Segundo Pedro, essas operações embargaram uma área equivalente a 80 campos de futebol.
Ainda assim, o secretário reconhece que "estamos correndo atrás do prejuízo" e que é "impressionante o descontrole na região dos mananciais".
Pedro atribui o avanço do desmatamento nessas regiões à ação de "quadrilhas de especuladores" e do Primeiro Comando da Capital (PCC), a maior facção criminosa de São Paulo.
"Estamos sofrendo um assédio enorme do crime organizado, que hoje praticamente domina a especulação imobiliária na região", diz o secretário.
Segundo Pedro, as quadrilhas perceberam que "o valor desse mercado é maior que o gerado pelo tráfico nessa região".

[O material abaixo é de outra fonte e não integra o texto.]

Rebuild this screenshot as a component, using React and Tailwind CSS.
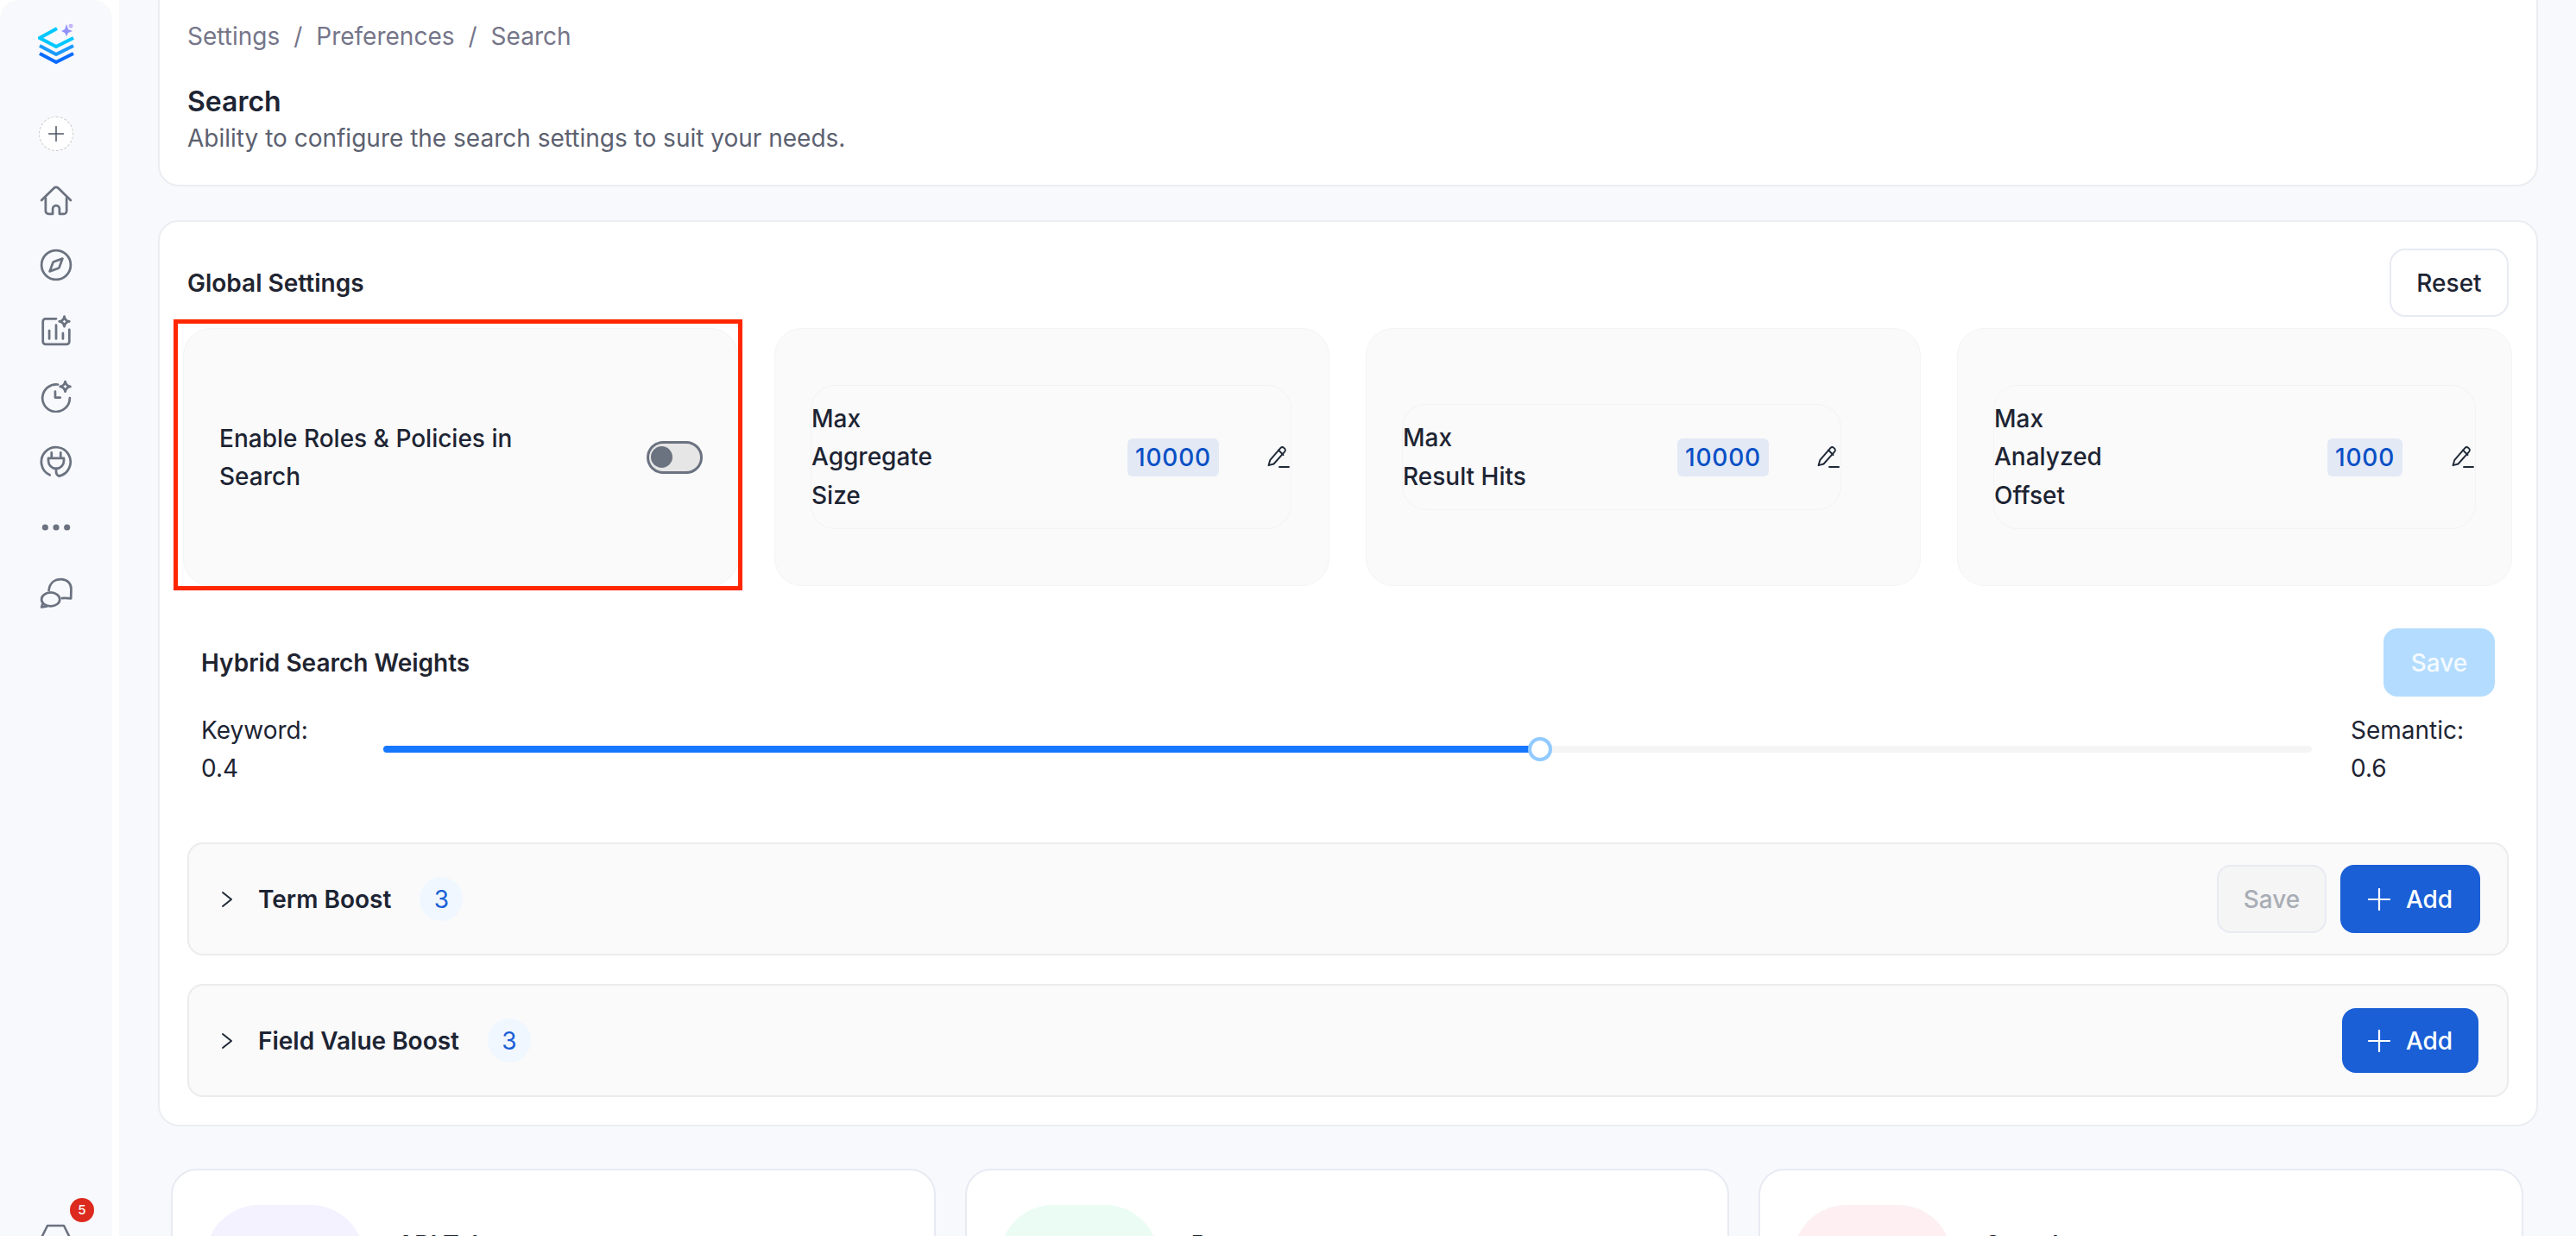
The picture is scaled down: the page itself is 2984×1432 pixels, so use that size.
import React from "react";

const stroke = { fill: "none", stroke: "#6b7280", strokeWidth: 2.6, strokeLinecap: "round", strokeLinejoin: "round" };
const S = 38;

function Logo() {
  return (
    <svg width="42" height="47" viewBox="44 28 42 47" className="block">
      <g fill="none" strokeWidth="4" strokeLinejoin="miter">
        <path d="M66 33 L46 44 L65 54 L85 44" stroke="#00c8ff" />
        <path d="M46 53 L65 63 L85 53" stroke="#1a9bfc" />
        <path d="M46 62 L65 72 L85 62" stroke="#0a6cff" />
      </g>
      <path d="M77 28 L79 34 L84 36 L79 38 L77 42 L75 38 L71 36 L75 34 Z" fill="#8080ff" opacity="0.85" />
      <circle cx="82" cy="30" r="2.5" fill="#c4b5fd" />
    </svg>
  );
}

function HomeIcon() {
  return (
    <svg width={S} height={S} viewBox="0 0 36 36" {...stroke}>
      <path d="M2 17 15.800 3.600a3 3 0 0 1 4.400 0L34 17" />
      <path d="M6.500 14.500V29a3 3 0 0 0 3 3h4.800v-5.500a3.700 3.700 0 0 1 7.400 0V32h4.800a3 3 0 0 0 3-3V14.500" />
    </svg>
  );
}
function CompassIcon() {
  return (
    <svg width={S} height={S} viewBox="0 0 36 36" {...stroke}>
      <circle cx="18" cy="18" r="16" />
      <path d="M25 11 21.500 20.500a2 2 0 0 1-1 1L11 25l3.500-9.500a2 2 0 0 1 1-1Z" />
    </svg>
  );
}
function ChartIcon() {
  return (
    <svg width={S} height={S} viewBox="0 0 36 36" {...stroke}>
      <path d="M18 5H6.500a3 3 0 0 0-3 3v22a3 3 0 0 0 3 3h23a3 3 0 0 0 3-3V17" />
      <path d="M10.500 27V18M18 27V12M25.500 27V21" />
      <path d="M27 2.500c.6 3.400 2 4.900 5.500 5.500-3.500.6-4.900 2.100-5.500 5.500-.6-3.400-2-4.900-5.500-5.500 3.500-.6 4.900-2.100 5.500-5.500Z" />
    </svg>
  );
}
function ClockIcon() {
  return (
    <svg width={S} height={S} viewBox="0 0 36 36" {...stroke}>
      <path d="M20 5.200A15 15 0 1 0 33 20" />
      <path d="M17 13v6.500h5.500" />
      <path d="M28 2c.6 3.400 2 4.900 5.500 5.500-3.500.6-4.900 2.100-5.500 5.500-.6-3.400-2-4.900-5.500-5.500C26 6.900 27.400 5.400 28 2Z" />
    </svg>
  );
}
function PlugIcon() {
  return (
    <svg width={S} height={S} viewBox="0 0 36 36" {...stroke}>
      <path d="M11 32.500A16 16 0 1 1 21 33.700" />
      <path d="M13 8v6M23 8v6M9.500 14h17v3a8.500 8.500 0 0 1-8.500 8.500A8.500 8.500 0 0 1 9.500 17Z" />
      <path d="M18 25.500v3a5 5 0 0 0 3 5" />
    </svg>
  );
}
function DotsIcon() {
  return (
    <svg width={S} height={S} viewBox="0 0 36 36" fill="#6b7280">
      <circle cx="6" cy="18" r="3.400" />
      <circle cx="18" cy="18" r="3.400" />
      <circle cx="30" cy="18" r="3.400" />
    </svg>
  );
}
function ChatIcon() {
  return (
    <svg width={S} height={S} viewBox="0 0 36 36" {...stroke}>
      <path d="M10 15C11 7 16.500 3 23.500 3 30 3 34.500 7.500 34.500 13.500c0 3.500-.2 7.500-.2 10.500-3.300-.4-6.300-.4-9.800-.3" />
      <ellipse cx="12" cy="25" rx="10" ry="7.500" />
      <path d="M3.500 29 2 33.500 8 32.500" />
    </svg>
  );
}
function PencilIcon() {
  return (
    <svg width="28" height="28" viewBox="0 0 28 28" fill="none" stroke="#1f2937" strokeWidth="1.900" strokeLinecap="round" strokeLinejoin="round" className="shrink-0">
      <path d="M16.500 2.800a2.600 2.600 0 0 1 3.700 0l.9.900a2.600 2.600 0 0 1 0 3.700L8.500 21.500l-6 1.700 1.700-6Z" />
      <path d="M14 5.500l5.500 5.500" />
      <path d="M15 25h11" />
    </svg>
  );
}
function Chevron() {
  return (
    <svg width="14" height="22" viewBox="0 0 14 22" fill="none" stroke="#1f2937" strokeWidth="2" strokeLinecap="round" strokeLinejoin="round" className="shrink-0">
      <path d="M2 3l10 8-10 8" />
    </svg>
  );
}
function PlusIcon({ size = 26, color = "#ffffff" }) {
  return (
    <svg width={size} height={size} viewBox="0 0 26 26" fill="none" stroke={color} strokeWidth="2.200" strokeLinecap="round" className="shrink-0">
      <path d="M13 1v24M1 13h24" />
    </svg>
  );
}

function Sidebar() {
  const icons = [
    <HomeIcon key="h" />,
    <CompassIcon key="c" />,
    <ChartIcon key="g" />,
    <ClockIcon key="k" />,
    <PlugIcon key="p" />,
    <DotsIcon key="d" />,
    <ChatIcon key="m" />,
  ];
  return (
    <aside className="relative flex h-full w-[130px] shrink-0 flex-col items-center rounded-t-[22px] bg-[#f8f9fc] pt-[28px]">
      <Logo />
      <div className="mt-[60px] flex h-[40px] w-[40px] items-center justify-center rounded-full border border-dashed border-[#c9c9c9] bg-white">
        <PlusIcon size={18} color="#4b5563" />
      </div>
      <div className="mt-[39px] flex flex-col gap-[38px] [&>*:first-child]:-mb-[2px]">{icons}</div>
      <span className="absolute left-[81px] top-[1388px] flex h-[28px] w-[28px] items-center justify-center rounded-full bg-[#dc2a1e] text-[15px] font-medium text-white">
        5
      </span>
      <svg width="36" height="30" viewBox="0 0 36 30" className="absolute left-[47px] top-[1417px]" {...stroke}>
        <path d="M8 3h19l7 14M8 3 1 17" />
      </svg>
    </aside>
  );
}

function Field({ lines, value, innerW, textW, badgeW, pencilGap }) {
  return (
    <div className="flex h-[299px] items-center rounded-[32px] border border-[#f4f4f4] bg-[#fafafa] pl-[41px]">
      <div className={`flex items-center rounded-[28px] border border-[#f3f3f3] py-[16px] ${innerW}`}>
        <div className={`text-[28px] font-medium leading-[44.500px] text-[#1d2433] ${textW}`}>
          {lines.map((l) => (
            <div key={l}>{l}</div>
          ))}
        </div>
        <span className={`ml-auto flex h-[44px] items-center justify-center rounded-[6px] bg-[#e3e9f5] text-[28px] font-medium tracking-[0.800px] text-[#0950c5] ${badgeW}`}>
          {value}
        </span>
        <span className={pencilGap}>
          <PencilIcon />
        </span>
      </div>
    </div>
  );
}

function BoostRow({ title, children, pr }) {
  return (
    <div className={`flex h-[131px] items-center rounded-[18px] border-2 border-[#ececec] bg-[#fafafa] pl-[37px] ${pr}`}>
      <Chevron />
      <span className="ml-[29px] text-[28px] font-semibold text-[#1d2433]">{title}</span>
      <span className="ml-[33px] flex h-[51px] w-[50px] items-center justify-center rounded-full bg-[#f0f7ff] text-[28px] text-[#1a5fd6]">
        3
      </span>
      <div className="ml-auto flex items-center gap-[16px]">{children}</div>
    </div>
  );
}

function AddButton({ w, h }) {
  return (
    <button className={`flex items-center justify-center gap-[18px] rounded-[16px] bg-[#1a5fd6] text-[28px] font-medium text-white ${w} ${h}`}>
      <PlusIcon />
      Add
    </button>
  );
}

function BottomCard({ tint, title, indent }) {
  return (
    <div className="flex h-[200px] rounded-[30px] border-2 border-[#e8eaf3] bg-white pl-[38px] pt-[40px]">
      <div className={`h-[180px] w-[184px] shrink-0 rounded-[62px] ${tint}`} />
      <div className={`mt-[31px] text-[28px] font-semibold leading-[30px] text-[#1d2433] ${indent}`}>{title}</div>
    </div>
  );
}

export default function App() {
  return (
    <div className="flex h-[1432px] w-[2984px] overflow-hidden bg-white [font-family:Inter,sans-serif]">
      <Sidebar />
      <main className="ml-[8px] h-full flex-1 overflow-hidden bg-[#f8f9fc] pl-[45px] pr-[44px]">
        <section className="-mt-[20px] h-[236px] rounded-[24px] border-2 border-[#ebedf2] bg-white pl-[32px] pt-[40px]">
          <nav className="flex items-center gap-[16px] text-[28px] leading-[40px] text-[#757589]">
            <span>Settings</span>
            <span>/</span>
            <span>Preferences</span>
            <span>/</span>
            <span>Search</span>
          </nav>
          <h1 className="mt-[34px] text-[32px] font-semibold leading-[44px] text-[#1d2433]">Search</h1>
          <p className="text-[28px] leading-[40px] text-[#5c6170]">Ability to configure the search settings to suit your needs.</p>
        </section>

        <section className="mt-[39px] rounded-[24px] border-2 border-[#ebedf2] bg-white px-[32px] pt-[31px]">
          <div className="flex h-[79px] items-center justify-between">
            <h2 className="text-[28px] font-semibold text-[#1f2430]">Global Settings</h2>
            <button className="flex h-[79px] w-[138px] items-center justify-center rounded-[18px] border-2 border-[#e8eaf3] bg-white text-[28px] font-medium text-[#1d2433]">
              Reset
            </button>
          </div>

          <div className="-ml-[5px] -mr-[4px] mt-[13px] grid grid-cols-4 gap-[42px]">
            <div className="relative flex h-[299px] items-center justify-between rounded-[32px] border border-[#f4f4f4] bg-[#fafafa] pl-[41px] pr-[40px]">
              <div className="w-[360px] text-[28px] font-medium leading-[44px] text-[#1d2433]">Enable Roles &amp; Policies in Search</div>
              <div className="flex h-[38px] w-[65px] items-center rounded-full border-[3px] border-[#6b7280] bg-[#e6e6e6] pl-[2px]">
                <span className="h-[25px] w-[25px] rounded-full bg-[#6b7280]" />
              </div>
              <div className="pointer-events-none absolute -bottom-[6px] -left-[12px] -right-[6px] -top-[11px] border-[5px] border-[#ff2600]" />
            </div>
            <Field lines={["Max", "Aggregate", "Size"]} value="10000" innerW="w-[557px]" textW="w-[160px]" badgeW="w-[106px]" pencilGap="ml-[55px]" />
            <Field lines={["Max", "Result Hits"]} value="10000" innerW="w-[509px]" textW="w-[170px]" badgeW="w-[106px]" pencilGap="ml-[55px]" />
            <Field lines={["Max", "Analyzed", "Offset"]} value="1000" innerW="w-[559px]" textW="w-[160px]" badgeW="w-[87px]" pencilGap="ml-[56px]" />
          </div>

          <div className="mx-[16px] mt-[49px] flex h-[79px] items-center justify-between">
            <h3 className="text-[28px] font-semibold text-[#1f2430]">Hybrid Search Weights</h3>
            <button className="h-[79px] w-[129px] rounded-[16px] bg-[#b3dcff] text-[28px] font-medium text-white/85">Save</button>
          </div>

          <div className="mx-[16px] mt-[17px] flex items-center text-[28px] leading-[44px] text-[#1d2433]">
            <div className="w-[211px] shrink-0">
              <div>Keyword:</div>
              <div>0.4</div>
            </div>
            <div className="relative h-[8px] flex-1 rounded-full bg-[#f5f5f5]">
              <div className="h-full w-[60%] rounded-l-full bg-[#1677ff]" />
              <span className="absolute left-[60%] top-1/2 h-[28px] w-[28px] -translate-x-1/2 -translate-y-1/2 rounded-full border-4 border-[#91caff] bg-white" />
            </div>
            <div className="ml-[45px] w-[167px] shrink-0">
              <div>Semantic:</div>
              <div>0.6</div>
            </div>
          </div>

          <div className="mt-[64px]">
            <BoostRow title="Term Boost" pr="pr-[31px]">
              <button className="h-[79px] w-[127px] rounded-[16px] border-2 border-[#e8eaf3] bg-[#f5f5f5] text-[28px] font-medium text-[#a8adb5]">Save</button>
              <AddButton w="w-[162px]" h="h-[79px]" />
            </BoostRow>
          </div>
          <div className="mt-[33px] pb-[32px]">
            <BoostRow title="Field Value Boost" pr="pr-[33px]">
              <AddButton w="w-[158px]" h="h-[75px]" />
            </BoostRow>
          </div>
        </section>

        <div className="ml-[15px] mr-[17px] mt-[49px] grid grid-cols-3 gap-[34px]">
          <BottomCard tint="bg-[#f4f2fe]" title="API Tokens" indent="ml-[38px]" />
          <BottomCard tint="bg-[#eafcf3]" title="Bots" indent="ml-[38px]" />
          <BottomCard tint="bg-[#fdeff2]" title="Search" indent="ml-[38px]" />
        </div>
      </main>
    </div>
  );
}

Ele diz que os grupos usam "métodos sofisticados" para burlar a fiscalização.
"Eles mantêm a mata na beira da estrada e começam o desmatamento pelo miolo. À noite, fazem as ruas e vão comendo a mata até chegar na borda", descreve.
Pedro afirma ainda que os desmatadores usam associações de moradores de fachada e contratam advogados para tentar barrar na Justiça a demolição das construções irregulares.
"Você vê que é uma rede extensa e que deve contar com proteção política", afirma o secretário, que não citou políticos nem partidos específicos.
Ele diz que, para fazer frente aos criminosos, a prefeitura tem realizado as operações em conjunto com a Polícia Militar Ambiental e com a Polícia Civil.
Agora Pedro diz que a prefeitura debate internamente a possibilidade de empregar a Guarda Civil Metropolitana na fiscalização de crimes ambientais.
Hoje, segundo ele, há pouco mais de 70 policiais militares ambientais atuando no município, além de oito fiscais da secretaria de Mudanças Climáticas.
"É uma guerra, mas estamos com um exército pequeno", afirma.
Quanto à crítica de que a falta de programas de habitação estaria estimulando as ocupações, Pedro afirma que a atual gestão da prefeitura já entregou 22 mil residências e realocou 6,4 mil famílias que estavam em áreas de mananciais.
Remover todas as ocupações irregulares nessas áreas, porém, seria bastante caro e complexo, segundo o secretário.
"Não estamos tratando de 700 ou 800 pessoas, mas de até 200 mil pessoas. Você precisa de ordem judicial e saber para onde vai levar essas pessoas", afirma.